There are also recipes which have been handed down through the mists of time in the case of Milk Punch, from Mr Robert Sawyer, late Nockemorf, himself. One practically lethal potion comes from a very old Australian friend, Edmund Gosse, who when travelling to England concocted it with the purser of the ship. To be fair to him, he was very much younger in those days.
Many of the drinks are medicinal and of course this is right: alcohol judiciously taken is the staff of life. Moderation is the key to happiness in so many things. My grandfather, Sir Henry Dickens, affectionately known as Pupsey, remembers his father as being abstemious in his habits, although there was much in his books concerning good cheer and plentiful libations especially in Pickwick Papers which he started when just twenty-four years old.

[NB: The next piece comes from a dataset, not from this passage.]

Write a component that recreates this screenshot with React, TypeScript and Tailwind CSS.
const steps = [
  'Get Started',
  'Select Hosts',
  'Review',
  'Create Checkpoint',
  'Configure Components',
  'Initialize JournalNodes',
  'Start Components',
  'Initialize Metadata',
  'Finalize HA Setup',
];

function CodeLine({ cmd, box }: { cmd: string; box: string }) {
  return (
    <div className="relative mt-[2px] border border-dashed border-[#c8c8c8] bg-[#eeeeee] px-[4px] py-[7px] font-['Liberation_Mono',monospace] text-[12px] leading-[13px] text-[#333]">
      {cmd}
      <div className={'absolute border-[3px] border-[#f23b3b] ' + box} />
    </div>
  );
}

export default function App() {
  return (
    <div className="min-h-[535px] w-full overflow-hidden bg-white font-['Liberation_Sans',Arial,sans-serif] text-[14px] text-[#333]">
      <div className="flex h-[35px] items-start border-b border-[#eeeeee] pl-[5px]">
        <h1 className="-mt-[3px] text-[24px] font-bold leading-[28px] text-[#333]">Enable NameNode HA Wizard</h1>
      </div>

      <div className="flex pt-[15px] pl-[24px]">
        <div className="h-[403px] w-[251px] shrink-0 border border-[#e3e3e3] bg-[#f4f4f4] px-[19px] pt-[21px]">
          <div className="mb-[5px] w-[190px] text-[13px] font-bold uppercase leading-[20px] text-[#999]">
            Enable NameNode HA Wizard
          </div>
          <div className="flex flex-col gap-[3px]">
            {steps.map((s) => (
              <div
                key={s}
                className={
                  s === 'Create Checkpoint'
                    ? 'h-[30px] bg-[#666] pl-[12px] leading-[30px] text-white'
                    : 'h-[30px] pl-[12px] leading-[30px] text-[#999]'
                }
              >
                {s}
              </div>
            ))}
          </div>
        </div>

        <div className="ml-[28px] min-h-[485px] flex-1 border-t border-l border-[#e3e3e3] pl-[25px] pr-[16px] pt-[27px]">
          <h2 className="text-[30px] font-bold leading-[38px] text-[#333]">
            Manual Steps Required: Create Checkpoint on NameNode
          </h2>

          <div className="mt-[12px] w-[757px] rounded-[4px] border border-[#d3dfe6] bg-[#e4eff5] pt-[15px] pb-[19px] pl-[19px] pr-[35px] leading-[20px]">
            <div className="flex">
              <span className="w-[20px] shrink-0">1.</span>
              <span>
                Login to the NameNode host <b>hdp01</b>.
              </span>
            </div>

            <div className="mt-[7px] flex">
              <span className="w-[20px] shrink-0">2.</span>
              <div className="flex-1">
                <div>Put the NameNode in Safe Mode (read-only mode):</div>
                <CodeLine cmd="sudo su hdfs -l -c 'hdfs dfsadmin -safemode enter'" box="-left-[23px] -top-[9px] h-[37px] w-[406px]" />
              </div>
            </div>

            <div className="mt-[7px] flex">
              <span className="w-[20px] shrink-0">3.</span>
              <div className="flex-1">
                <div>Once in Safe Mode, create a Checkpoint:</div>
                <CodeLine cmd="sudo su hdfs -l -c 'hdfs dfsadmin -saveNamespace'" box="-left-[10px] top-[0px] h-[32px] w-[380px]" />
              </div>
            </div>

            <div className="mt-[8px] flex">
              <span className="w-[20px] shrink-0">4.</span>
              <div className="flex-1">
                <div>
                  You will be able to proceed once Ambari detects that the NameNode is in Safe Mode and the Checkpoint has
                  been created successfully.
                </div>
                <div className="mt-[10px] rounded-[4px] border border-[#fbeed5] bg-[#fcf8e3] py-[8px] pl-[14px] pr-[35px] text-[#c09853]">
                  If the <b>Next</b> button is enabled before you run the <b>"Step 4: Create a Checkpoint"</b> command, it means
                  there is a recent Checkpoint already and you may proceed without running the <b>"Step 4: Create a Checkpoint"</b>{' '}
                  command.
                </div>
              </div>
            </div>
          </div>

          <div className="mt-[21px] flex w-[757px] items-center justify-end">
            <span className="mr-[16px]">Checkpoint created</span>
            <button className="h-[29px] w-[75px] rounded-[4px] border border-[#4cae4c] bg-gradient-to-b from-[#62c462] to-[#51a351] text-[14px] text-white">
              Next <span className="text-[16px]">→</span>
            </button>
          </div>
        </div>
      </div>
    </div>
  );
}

Pupsey too was abstemious in his habits. He ended a successful career at the Bar as Common Serjeant, the City of Londons own judge, and had to go to many a City dinner. He used to drink a bottle of champagne whilst dressing for dinner, and considered my parents decadent because they shared a bottle. I dont remember if he suffered in the morning, although he did on occasions complain of crinkly toes in bed. Many years later I discovered what he meant by crinkly toes and even remembered the prevention and cure. He was indeed a great man and I only wish I had been old enough, and interested enough, to pump him about his famous father. He must have known him well, being twenty-one at the time of his death.